To be done -
Extract, unchanged, every line from the top of the material below through the line with "items-center justify-center text-[29.5px]", and no more.

Information provided -
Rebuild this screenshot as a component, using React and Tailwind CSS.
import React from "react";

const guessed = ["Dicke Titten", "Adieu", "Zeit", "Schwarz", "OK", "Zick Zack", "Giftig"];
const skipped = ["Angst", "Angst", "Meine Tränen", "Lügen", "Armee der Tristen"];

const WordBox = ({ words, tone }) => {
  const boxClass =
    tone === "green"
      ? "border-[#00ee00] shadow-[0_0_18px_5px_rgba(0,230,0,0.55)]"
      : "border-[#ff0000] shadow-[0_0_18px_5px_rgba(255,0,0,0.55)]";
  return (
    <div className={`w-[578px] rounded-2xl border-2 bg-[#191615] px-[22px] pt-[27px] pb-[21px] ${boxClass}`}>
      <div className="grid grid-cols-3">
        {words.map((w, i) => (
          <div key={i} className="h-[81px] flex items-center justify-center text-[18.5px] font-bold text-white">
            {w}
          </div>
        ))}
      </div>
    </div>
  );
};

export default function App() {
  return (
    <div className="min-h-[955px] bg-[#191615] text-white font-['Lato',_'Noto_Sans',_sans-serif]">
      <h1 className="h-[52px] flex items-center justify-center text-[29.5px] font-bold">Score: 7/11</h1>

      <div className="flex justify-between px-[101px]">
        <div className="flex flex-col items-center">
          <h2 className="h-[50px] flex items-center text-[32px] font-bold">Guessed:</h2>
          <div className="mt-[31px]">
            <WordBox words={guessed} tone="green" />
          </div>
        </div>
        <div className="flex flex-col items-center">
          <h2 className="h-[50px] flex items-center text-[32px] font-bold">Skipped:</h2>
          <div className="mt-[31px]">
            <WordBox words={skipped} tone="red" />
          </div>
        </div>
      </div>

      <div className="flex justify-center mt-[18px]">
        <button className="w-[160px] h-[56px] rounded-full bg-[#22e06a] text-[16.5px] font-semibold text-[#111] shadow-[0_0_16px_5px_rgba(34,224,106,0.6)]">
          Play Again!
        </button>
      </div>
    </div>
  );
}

Correct answer -
Rebuild this screenshot as a component, using React and Tailwind CSS.
import React from "react";

const guessed = ["Dicke Titten", "Adieu", "Zeit", "Schwarz", "OK", "Zick Zack", "Giftig"];
const skipped = ["Angst", "Angst", "Meine Tränen", "Lügen", "Armee der Tristen"];

const WordBox = ({ words, tone }) => {
  const boxClass =
    tone === "green"
      ? "border-[#00ee00] shadow-[0_0_18px_5px_rgba(0,230,0,0.55)]"
      : "border-[#ff0000] shadow-[0_0_18px_5px_rgba(255,0,0,0.55)]";
  return (
    <div className={`w-[578px] rounded-2xl border-2 bg-[#191615] px-[22px] pt-[27px] pb-[21px] ${boxClass}`}>
      <div className="grid grid-cols-3">
        {words.map((w, i) => (
          <div key={i} className="h-[81px] flex items-center justify-center text-[18.5px] font-bold text-white">
            {w}
          </div>
        ))}
      </div>
    </div>
  );
};

export default function App() {
  return (
    <div className="min-h-[955px] bg-[#191615] text-white font-['Lato',_'Noto_Sans',_sans-serif]">
      <h1 className="h-[52px] flex items-center justify-center text-[29.5px] font-bold">Score: 7/11</h1>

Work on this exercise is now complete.